Given material:
◇ ◇ ◇ ◇ ◇

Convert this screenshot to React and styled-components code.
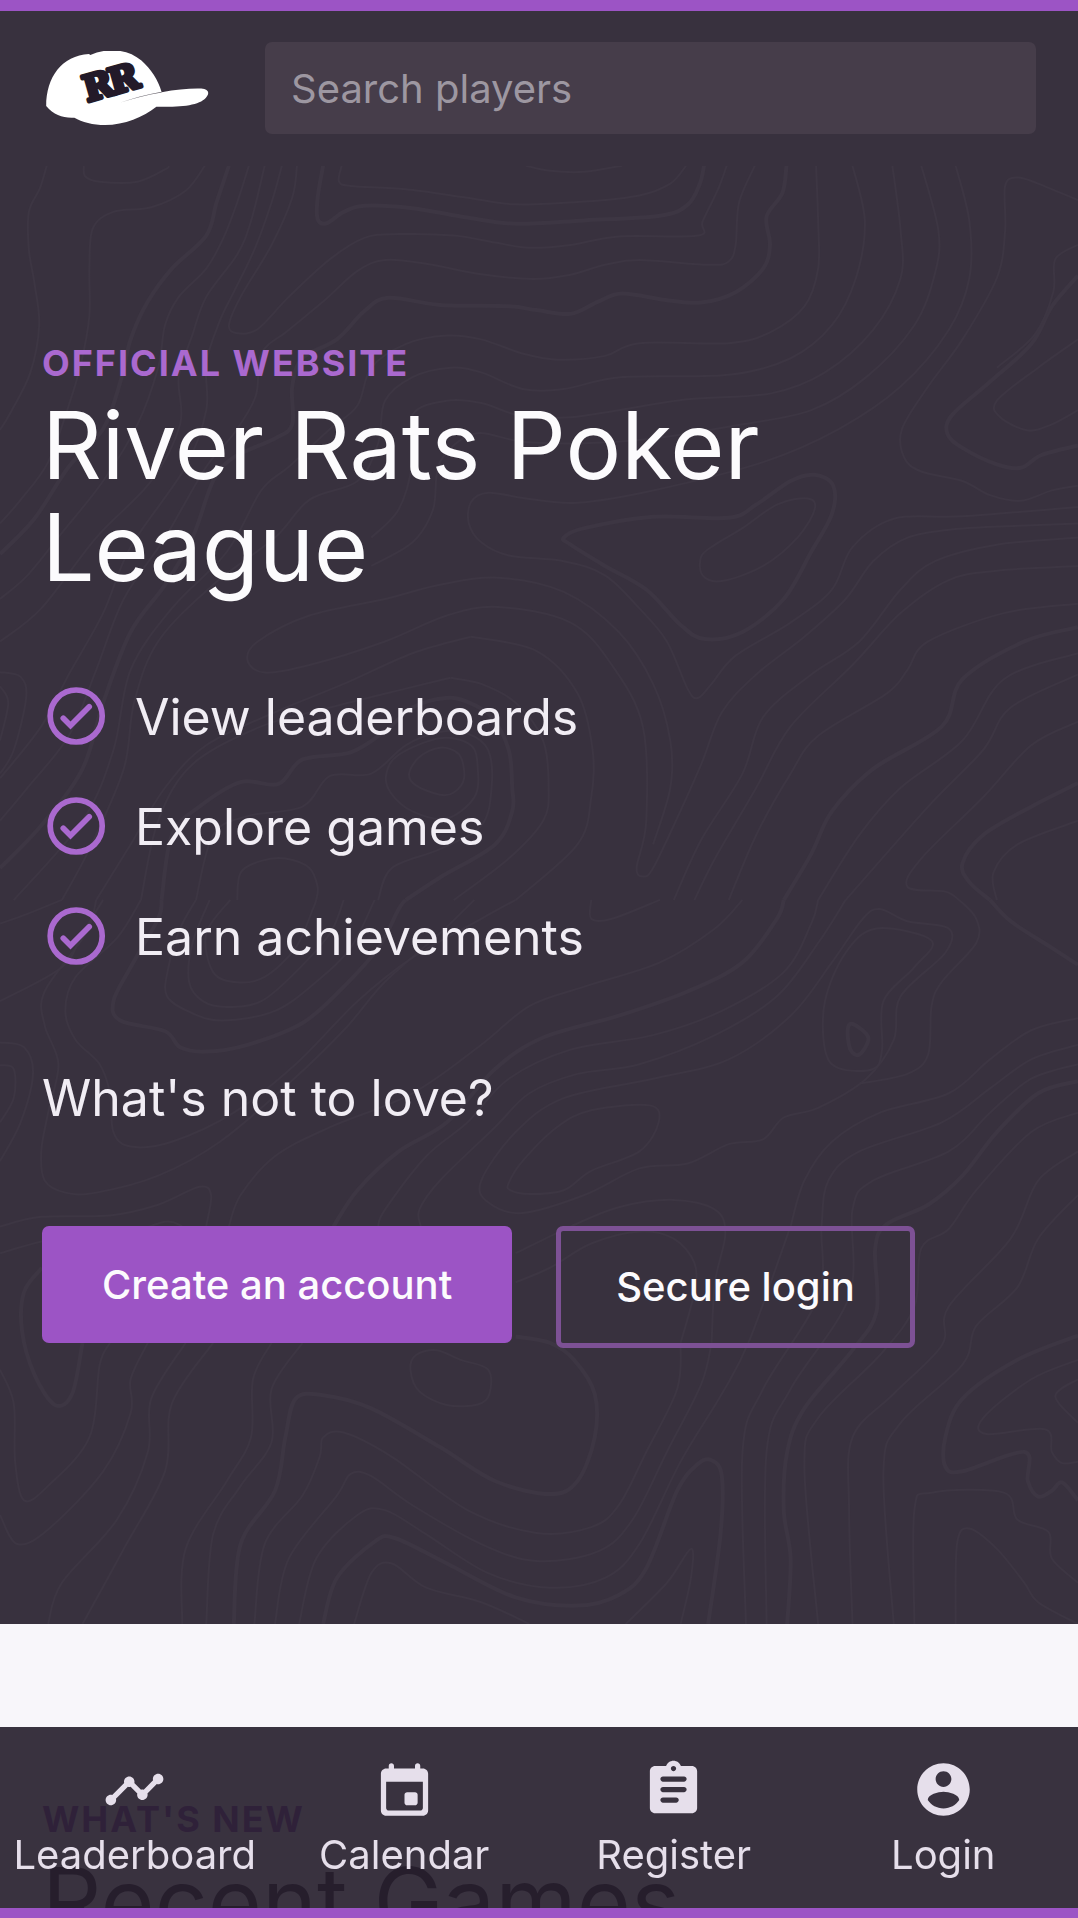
import React from "react";
import styled, { createGlobalStyle } from "styled-components";

const color = {
  ink: "#38313e",
  line: "#3d3643",
  accent: "#9c54c5",
  accentSoft: "#aa69cf",
  outline: "#7d5195",
  field: "#463d4a",
  paper: "#f8f6fa",
};

const GlobalStyle = createGlobalStyle`
  *, *::before, *::after { box-sizing: border-box; }
  body { margin: 0; background: ${color.ink}; }
  h1, h2, p, ul { margin: 0; padding: 0; font-weight: 400; }
  a { color: inherit; text-decoration: none; }
`;

const Shell = styled.div`
  height: 100vh;
  overflow-y: auto;
  scrollbar-width: none;
  border-top: 11px solid ${color.accent};
  background: ${color.ink};
  color: #fcfbfd;
  font-family: Inter, Roboto, sans-serif;
  font-size: 40px;
  line-height: 50px;
`;

const Header = styled.header`
  display: flex;
  align-items: center;
  gap: 56px;
  padding: 31px 42px 32px;
`;

const LogoLink = styled.a`
  display: block;
  flex: none;
  padding-left: 4px;
  svg { display: block; }
`;

const SearchForm = styled.form`
  flex: 1;
  min-width: 0;
`;

const SearchInput = styled.input`
  display: block;
  width: 100%;
  height: 92px;
  padding: 0 26px;
  border: 0;
  border-radius: 7px;
  background: ${color.field};
  color: #fcfbfd;
  font: inherit;
  &::placeholder { color: #9d97a1; opacity: 1; }
`;

const Hero = styled.section`
  position: relative;
  padding: 166px 42px 276px;
`;

const Contours = styled.svg`
  position: absolute;
  inset: 0;
  width: 100%;
  height: 100%;
  fill: none;
  stroke: ${color.line};
`;

const HeroBody = styled.div`
  position: relative;
  display: flex;
  flex-direction: column;
  align-items: flex-start;
  gap: 94px;
  color: #f1edf4;
`;

const Intro = styled.div`
  display: flex;
  flex-direction: column;
  gap: 85px;
`;

const Eyebrow = styled.p`
  color: ${(p) => p.$tone};
  font-size: 36px;
  font-weight: 700;
  line-height: 62px;
  letter-spacing: 2px;
  text-transform: uppercase;
`;

const Title = styled.h1`
  color: ${(p) => p.$tone};
  font-size: 93px;
  line-height: 102px;
`;

const Perks = styled.ul`
  display: flex;
  flex-direction: column;
  gap: 42px;
  list-style: none;
`;

const Perk = styled.li`
  display: flex;
  align-items: center;
  gap: 25px;
  font-size: 50px;
  line-height: 68px;
  svg { flex: none; }
`;

const Lead = styled.p`
  font-size: 50px;
  line-height: 67px;
`;

const Actions = styled.div`
  display: flex;
  align-items: flex-start;
  gap: 44px;
`;

const Button = styled.button`
  padding: ${(p) => (p.$outlined ? "31px 55px" : "34px 60px 33px")};
  border: ${(p) => (p.$outlined ? `5px solid ${color.outline}` : "0")};
  border-radius: 7px;
  background: ${(p) => (p.$outlined ? "transparent" : color.accent)};
  color: #fcfbfd;
  font: inherit;
  font-weight: 500;
  white-space: nowrap;
`;

const News = styled.section`
  padding: 164px 42px;
  background: ${color.paper};
`;

const Nav = styled.nav`
  position: fixed;
  inset: auto 0 0;
  display: grid;
  grid-template-columns: repeat(4, 1fr);
  border-bottom: 10px solid ${color.accent};
  background: rgba(38, 31, 45, 0.915);
  background-clip: padding-box;
  color: #e6dfeb;
`;

const NavLink = styled.a`
  display: flex;
  flex-direction: column;
  align-items: center;
  gap: 9px;
  padding: 31px 0 28px;
`;

/* Each contour is a list of x,y pairs; "!" in front marks a heavy index line,
   "o" at the end closes the ring. */
const upperContours = `
68,12 58,60 42,110 42,190 50,260 57,350 44,451 15,536 0,572
122,12 124,35 145,46 200,46 240,20 246,12
298,12 270,65 220,100 165,110 135,145 130,230 130,330 118,430 100,520 70,640 30,720 0,770
!333,12 315,90 300,160 250,230 215,300 190,380 175,470 150,570 100,650 50,760 0,835
362,12 345,90 325,165 300,230 260,290 240,350 230,440 200,560 150,680 90,790 40,880 0,930
385,12 365,130 345,200 300,290 280,370 260,460 262,560 220,680 140,800 60,950 0,1020
410,12 395,90 370,190 340,280 320,340 300,430 300,530 270,650 190,820 150,960 100,1090 60,1200 0,1310
432,12 425,80 395,180 350,290 333,350 345,367 375,358 420,290 480,210 530,165 580,157 660,160 720,175 770,186 830,180 900,162 1015,160 1022,130 1045,60 1057,12
!470,12 462,80 462,125 475,134 500,110 530,97 600,102 680,122 750,135 850,128 960,118 1000,95 1018,50 1024,12
497,12 493,45 510,55 590,62 680,80 750,94 850,88 930,75 975,50 998,12
765,12 800,23 850,25 905,12
1098,12 1075,90 1070,180 1060,215 1030,222 930,212 880,222 830,243 775,252 700,242 620,220 560,212 520,235 470,300 420,360 380,410 372,500 340,580 300,650 240,800 180,930 140,1080 100,1220 40,1330 0,1400
!1144,12 1138,70 1115,120 1120,180 1110,230 1070,280 1020,302 970,297 905,283 870,300 830,326 780,318 740,310 640,307 565,292 530,320 490,380 440,420 425,480 425,560 400,590 340,630 310,680 280,800 240,900 190,1000 150,1150 120,1290 60,1410 0,1500
1187,12 1190,130 1190,230 1170,310 1120,365 1060,388 930,388 880,415 810,423 760,410 700,380 650,372 590,390 540,440 520,520 480,570 420,650 380,700 330,830 250,950 190,1080 165,1250 120,1400 20,1568
1240,12 1258,130 1245,250 1210,350 1150,420 1060,455 905,460 820,485 760,485 700,450 655,440 600,460 560,510 550,600 520,680 450,720 400,800 310,900 230,1020 195,1150 180,1290 130,1460 90,1568
1298,12 1310,150 1310,250 1270,360 1200,450 1120,495 1000,507 900,530 830,545 760,543 700,515 650,510 600,540 600,640 580,740 540,800
1340,12 1365,150 1360,240 1330,350 1260,460 1180,530 1080,560 950,590 850,600 760,597 690,580 640,640 630,740 600,810 540,860
1390,12 1410,130 1410,250 1380,360 1310,480 1220,570 1110,640 950,700 840,726 770,718 710,705 685,725 682,770 700,810 740,838 820,850 880,880 930,950 970,1020 1000,1120 1015,1140 1035,1110 1070,1050 1150,980 1210,910 1240,820 1300,760 1400,755 1568,735
!820,800 850,780 950,756 1060,758 1100,730 1150,680 1185,667 1212,690 1210,750 1180,830 1140,930 1080,1000 1025,1015 990,985 940,910 880,860 830,815 o
1020,840 1040,815 1080,780 1130,730 1175,717 1185,740 1160,800 1110,860 1050,892 1022,880 o
1568,85 1510,50 1480,37 1462,55 1462,150 1450,250 1400,380 1350,480 1312,570 1315,630 1340,660 1400,680 1440,710 1485,722 1530,700 1568,690
!1568,245 1530,310 1500,390 1440,470 1385,540 1378,580 1400,610 1450,645 1485,652 1515,625 1568,605
1568,180 1535,210 1532,280 1505,370 1450,440
1568,380 1510,440 1450,510 1455,545 1495,573 1530,560 1568,530
1568,770 1480,775 1390,782 1320,800 1270,850 1230,930 1170,1010 1100,1090 1050,1170 1020,1280 980,1410 950,1500 937,1518 926,1500 940,1400 935,1200 890,1070 830,980 725,947 650,965 560,1020 450,1070 385,1086 360,1060 375,1020 450,965 560,930 640,900 725,885 820,915 900,1000 950,1110 975,1230 975,1330 950,1450
685,1010 600,1045 500,1110 400,1170 300,1240 240,1330 190,1450 140,1568
685,1010 780,1040 840,1130 862,1250 860,1350 840,1450 750,1568
655,1097 590,1120 480,1160 380,1200 280,1280 230,1400 205,1568
655,1097 700,1110 750,1150 790,1230 798,1330 790,1400 740,1480 660,1568
!590,1568 640,1520 720,1450 745,1380 745,1330 740,1250 715,1180 680,1148 648,1140 600,1160 560,1210 510,1255 440,1270 405,1322 350,1318 290,1370 250,1430 235,1568
550,1568 570,1500 640,1460 700,1410 715,1330 710,1250 680,1215 640,1212 590,1240 540,1300 480,1305 440,1370 360,1390 310,1430 285,1568
595,1300 610,1265 640,1245 668,1260 675,1310 660,1340 640,1345 605,1325 o
562,1300 580,1260 640,1225 685,1240 695,1290 690,1350 650,1395 600,1380 568,1340 o
345,1568 350,1510 380,1485 415,1480 450,1500 462,1540 460,1568
0,1085 30,1095 38,1140 20,1250 0,1300
0,1115 12,1150 0,1230
1568,800 1450,815 1360,850 1310,910 1250,1020 1180,1090 1110,1180 1080,1300 1020,1440 980,1568
1568,860 1450,870 1380,890 1310,960 1240,1070 1150,1200 1100,1330 1040,1480 1010,1568
1568,940 1460,960 1350,1020 1320,1080 1290,1130 1190,1220 1150,1300 1100,1430 1060,1568
!1568,990 1490,1020 1400,1100 1370,1200 1270,1290 1210,1380 1180,1470 1140,1568
1568,1045 1460,1100 1400,1230 1310,1330 1250,1430 1190,1568
1568,1090 1470,1160 1430,1250 1350,1370 1230,1568
!1568,1320 1500,1370 1430,1430 1400,1490 1410,1530 1440,1568
1568,1400 1480,1450 1445,1510 1450,1568
1568,1190 1500,1240 1430,1350 1340,1480 1320,1540 1375,1550 1395,1568`;

const lowerContours = `
!235,41 230,80 190,180 165,250 175,290 240,312 262,345 300,354 360,340 440,295 500,220 550,140 580,60 590,41
285,41 262,100 245,180 243,240 280,275 325,290 400,270 460,210 510,140 545,41
305,41 280,130 275,210 295,250 330,262 380,250 430,190 480,110 500,41
335,41 300,110 310,190 345,211 385,200 430,140 455,60 460,41
140,41 125,110 65,230 65,300 85,380 70,480 60,560 65,620 95,645 140,645 230,610 320,540 420,420 500,310 560,210 640,110 690,41
205,41 170,120 110,200 95,270 110,330 145,380 160,440 165,520 190,550 250,540 340,480 430,380 520,250 600,160 700,80 750,41
0,250 90,180 120,110 150,41
0,90 40,70 90,41
0,335 35,345 48,400 30,500 0,580
0,382 20,390 20,450 0,500
!1140,41 1130,80 1080,170 1000,230 900,280 790,325 720,390 650,500 580,560 520,640 485,715
1080,41 1040,100 960,170 850,220 770,260 700,340 600,440 480,510 400,570 350,650 333,714
1190,41 1180,90 1140,190 1050,270 950,320 830,350 740,410 680,500 620,570 560,680 550,714
1230,41 1190,130 1130,240 1040,320 930,380 840,400 770,440 720,510 640,620 610,680 612,714
740,625 760,580 810,510 860,475 945,465 958,500 930,560 860,600 820,640 770,648 742,640 o
1280,60 1320,85 1380,100 1375,150 1310,240 1300,330 1260,410 1190,470 1140,490 1110,535 1060,545 1000,585 930,595 850,650 760,687 710,665 700,620 750,520 820,450 950,410 1060,370 1150,280 1210,170 1255,80 o
1275,100 1355,125 1330,180 1285,250 1283,350 1270,390 1220,388 1200,350 1200,250 1230,150 o
!1233,310 1240,297 1263,325 1250,360 1237,350 o
0,715 60,695 160,692 230,670 290,633 307,650 300,714
0,770 80,740 180,730 240,705 265,714
!61,800 35,850 32,930 50,1020 80,1083 105,1060 120,955
0,1010 20,1080 22,1200 35,1280 70,1250 130,1150 145,1000 160,955
0,1310 25,1370 70,1340 150,1220 190,1100 190,1030 215,955
70,1535 90,1450 170,1320 215,1180 220,1070 270,955
120,1535 180,1380 240,1220 250,1080 310,955
265,1535 270,1380 330,1240 365,1150 368,1030 395,955
300,1535 310,1350 350,1250 395,1160 395,1050 440,955
!340,1535 350,1370 400,1260 415,1150 430,1070 470,1063 540,1090 640,1170 720,1240 800,1267 840,1240 865,1150 865,1060 835,990 800,955 750,942
370,1535 385,1370 440,1270 465,1190 470,1150 500,1140 570,1190 680,1300 780,1347 860,1335 900,1290 940,1180 985,1050 990,955
400,1535 420,1400 490,1270 510,1225 540,1230 600,1290 700,1370 780,1405 870,1385 920,1320 970,1180 1020,1040 1035,955
435,1535 460,1400 520,1310 560,1300 620,1350 710,1430 800,1460 880,1440 930,1370 990,1200 1050,1060 1090,950 1150,714
!470,1535 490,1440 545,1365 575,1358 650,1410 750,1480 840,1497 900,1475 940,1420 985,1260 1015,1205 1035,1197 1050,1230 1048,1350 1030,1535
515,1535 540,1430 570,1410 620,1460 700,1490 770,1535
910,1535 970,1450 1005,1380 1005,1440 990,1535
597,1010 605,980 635,970 670,990 710,1010 712,1060 695,1082 650,1083 610,1055 o
750,830 800,800 860,750 930,725 980,740 1010,790 1010,850 990,955
750,770 830,715 900,675 980,660 1040,680 1055,730 1040,830 1035,955
!1568,415 1510,440 1450,520 1400,610 1350,670 1290,710 1273,760 1275,890 1240,970 1170,1090 1145,1180 1140,1300 1150,1400 1145,1535
1568,285 1500,310 1440,370 1380,440 1280,480 1210,540 1170,620 1150,714
1568,340 1500,370 1440,430 1370,500 1250,560 1205,620 1195,714 1190,860 1110,1050 1080,1180 1085,1535
1568,380 1500,410 1440,480 1380,560 1270,620 1240,680 1235,860 1150,1050 1115,1180 1115,1535
1568,480 1500,520 1420,640 1380,720 1340,760 1330,880 1280,980 1190,1110 1170,1210 1190,1535
1568,560 1510,620 1470,740 1380,880 1370,960 1300,1060 1240,1150 1235,1300 1240,1535
1568,650 1510,740 1480,840 1420,920 1400,1000 1310,1120 1285,1220 1300,1535
!1568,940 1480,990 1400,1070 1375,1150 1375,1210 1400,1220 1490,1180 1495,1240 1510,1272 1530,1260 1545,1243 1568,1280
1568,990 1500,1030 1430,1110 1435,1143 1520,1133 1530,1180 1545,1203 1568,1200
1568,1030 1535,1065 1568,1120
1330,1535 1330,1300 1355,1264 1460,1264 1480,1320 1525,1345 1530,1400 1568,1450
1390,1535 1392,1370 1410,1338 1450,1380 1490,1450 1510,1490 1568,1535
!1440,41 1470,85 1530,140 1568,175
1395,41 1420,80 1420,130 1370,210 1355,260 1350,360 1320,400 1250,420
860,41 860,80 890,80 960,41`;

/* Catmull-Rom spline through the points of one contour. */
function toContour(row) {
  const heavy = row.startsWith("!");
  const closed = row.endsWith("o");
  const pts = row
    .replace(/[!o]/g, "")
    .trim()
    .split(" ")
    .map((pair) => pair.split(",").map(Number));
  const n = pts.length;
  const at = (i) => (closed ? pts[(i + n) % n] : pts[Math.max(0, Math.min(n - 1, i))]);
  let d = `M${pts[0]}`;
  for (let i = 0; i < (closed ? n : n - 1); i += 1) {
    const [a, b, c, e] = [at(i - 1), at(i), at(i + 1), at(i + 2)];
    const c1 = [b[0] + (c[0] - a[0]) / 6, b[1] + (c[1] - a[1]) / 6];
    const c2 = [c[0] - (e[0] - b[0]) / 6, c[1] - (e[1] - b[1]) / 6];
    d += `C${c1} ${c2} ${c}`;
  }
  return { d, width: heavy ? 4 : 2 };
}

const parse = (rows) => rows.trim().split("\n").map(toContour);
const contourLayers = [
  { transform: "translate(0 -6) scale(.6875 .472)", lines: parse(upperContours) },
  { transform: "translate(0 714) scale(.6875 .4847)", lines: parse(lowerContours) },
];

function ContourMap() {
  return (
    <Contours viewBox="0 0 1078 1458" preserveAspectRatio="xMidYMid slice" aria-hidden="true">
      {contourLayers.map((layer) => (
        <g key={layer.transform} transform={layer.transform}>
          {layer.lines.map((line) => (
            <path key={line.d} d={line.d} strokeWidth={line.width} vectorEffect="non-scaling-stroke" />
          ))}
        </g>
      ))}
    </Contours>
  );
}

function CapLogo() {
  return (
    <svg width="163" height="75" viewBox="48 31 490 226" aria-hidden="true">
      <path
        fill="#fff"
        d="M48 197C48 110 95 45 177 40L181 43C232 20 295 25 335 60C365 87 385 118 396 155C440 147 480 143 515 144C536 146 541 156 532 168C515 194 460 201 380 199C340 230 285 254 225 254C190 254 155 245 133 232C100 234 72 225 48 197Z"
      />
      <path fill="#625d66" d="M270 187C310 173 350 163 396 154L396 156C350 164 310 174 270 187Z" />
      <text
        transform="translate(172 185) rotate(-16)"
        fontFamily="DejaVu Serif, serif"
        fontWeight="700"
        fontSize="108"
        letterSpacing="-10"
        fill="#231a29"
        stroke="#231a29"
        strokeWidth="12"
        strokeLinejoin="round"
      >
        RR
      </text>
    </svg>
  );
}

function CheckIcon() {
  return (
    <svg width="68" height="68" viewBox="0 0 68 68" fill="none" stroke={color.accentSoft} strokeWidth="5.7" aria-hidden="true">
      <circle cx="34.2" cy="33" r="26" />
      <path d="M21.3 35.3L28.5 42.5L47.2 23.8" strokeLinecap="round" />
    </svg>
  );
}

const perks = ["View leaderboards", "Explore games", "Earn achievements"];

const navItems = [
  {
    label: "Leaderboard",
    path: "M23 8c0 1.1-.9 2-2 2-.18 0-.35-.02-.51-.07l-3.56 3.55c.05.16.07.34.07.52 0 1.1-.9 2-2 2s-2-.9-2-2c0-.18.02-.36.07-.52l-2.55-2.55c-.16.05-.34.07-.52.07s-.36-.02-.52-.07l-4.55 4.56c.05.16.07.33.07.51 0 1.1-.9 2-2 2s-2-.9-2-2 .9-2 2-2c.18 0 .35.02.51.07l4.56-4.55C8.02 9.36 8 9.18 8 9c0-1.1.9-2 2-2s2 .9 2 2c0 .18-.02.36-.07.52l2.55 2.55c.16-.05.34-.07.52-.07s.36.02.52.07l3.55-3.56C19.02 8.35 19 8.18 19 8c0-1.1.9-2 2-2s2 .9 2 2z",
  },
  {
    label: "Calendar",
    path: "M16 13h-3c-.55 0-1 .45-1 1v3c0 .55.45 1 1 1h3c.55 0 1-.45 1-1v-3c0-.55-.45-1-1-1zm0-10v1H8V3c0-.55-.45-1-1-1s-1 .45-1 1v1H5c-1.11 0-1.99.9-1.99 2L3 20c0 1.1.89 2 2 2h14c1.1 0 2-.9 2-2V6c0-1.1-.9-2-2-2h-1V3c0-.55-.45-1-1-1s-1 .45-1 1zm2 17H6c-.55 0-1-.45-1-1V9h14v10c0 .55-.45 1-1 1z",
  },
  {
    label: "Register",
    path: "M19 3h-4.18C14.4 1.84 13.3 1 12 1s-2.4.84-2.82 2H5c-1.1 0-2 .9-2 2v14c0 1.1.9 2 2 2h14c1.1 0 2-.9 2-2V5c0-1.1-.9-2-2-2zm-7 0c.55 0 1 .45 1 1s-.45 1-1 1-1-.45-1-1 .45-1 1-1zm1 14H8c-.55 0-1-.45-1-1s.45-1 1-1h5c.55 0 1 .45 1 1s-.45 1-1 1zm3-4H8c-.55 0-1-.45-1-1s.45-1 1-1h8c.55 0 1 .45 1 1s-.45 1-1 1zm0-4H8c-.55 0-1-.45-1-1s.45-1 1-1h8c.55 0 1 .45 1 1s-.45 1-1 1z",
  },
  {
    label: "Login",
    path: "M12 2C6.48 2 2 6.48 2 12s4.48 10 10 10 10-4.48 10-10S17.52 2 12 2zm0 3c1.66 0 3 1.34 3 3s-1.34 3-3 3-3-1.34-3-3 1.34-3 3-3zm0 14.2c-2.5 0-4.71-1.28-6-3.22.03-1.99 4-3.08 6-3.08 1.99 0 5.97 1.09 6 3.08-1.29 1.94-3.5 3.22-6 3.22z",
  },
];

export default function App() {
  return (
    <>
      <GlobalStyle />
      <Shell>
        <Header>
          <LogoLink href="#home" aria-label="River Rats home">
            <CapLogo />
          </LogoLink>
          <SearchForm role="search">
            <SearchInput type="search" aria-label="Search players" placeholder="Search players" />
          </SearchForm>
        </Header>
        <main>
          <Hero>
            <ContourMap />
            <HeroBody>
              <Intro>
                <div>
                  <Eyebrow $tone={color.accentSoft}>Official website</Eyebrow>
                  <Title $tone="#fcfbfd">River Rats Poker League</Title>
                </div>
                <Perks>
                  {perks.map((perk) => (
                    <Perk key={perk}>
                      <CheckIcon />
                      {perk}
                    </Perk>
                  ))}
                </Perks>
              </Intro>
              <Lead>What's not to love?</Lead>
              <Actions>
                <Button type="button">Create an account</Button>
                <Button type="button" $outlined>Secure login</Button>
              </Actions>
            </HeroBody>
          </Hero>
          <News>
            <Eyebrow $tone="#8a3ab8">What's new</Eyebrow>
            <Title as="h2" $tone="#251b2c">Recent Games</Title>
          </News>
        </main>
        <Nav aria-label="Main">
          {navItems.map((item) => (
            <NavLink key={item.label} href={`#${item.label.toLowerCase()}`}>
              <svg width="63" height="63" viewBox="0 0 24 24" fill="currentColor" aria-hidden="true">
                <path d={item.path} />
              </svg>
              {item.label}
            </NavLink>
          ))}
        </Nav>
      </Shell>
    </>
  );
}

◇ ◇ ◇ ◇ ◇

What is needed:
Select every line where the word "React" occurs.

The result:
Convert this screenshot to React and styled-components code.
import React from "react";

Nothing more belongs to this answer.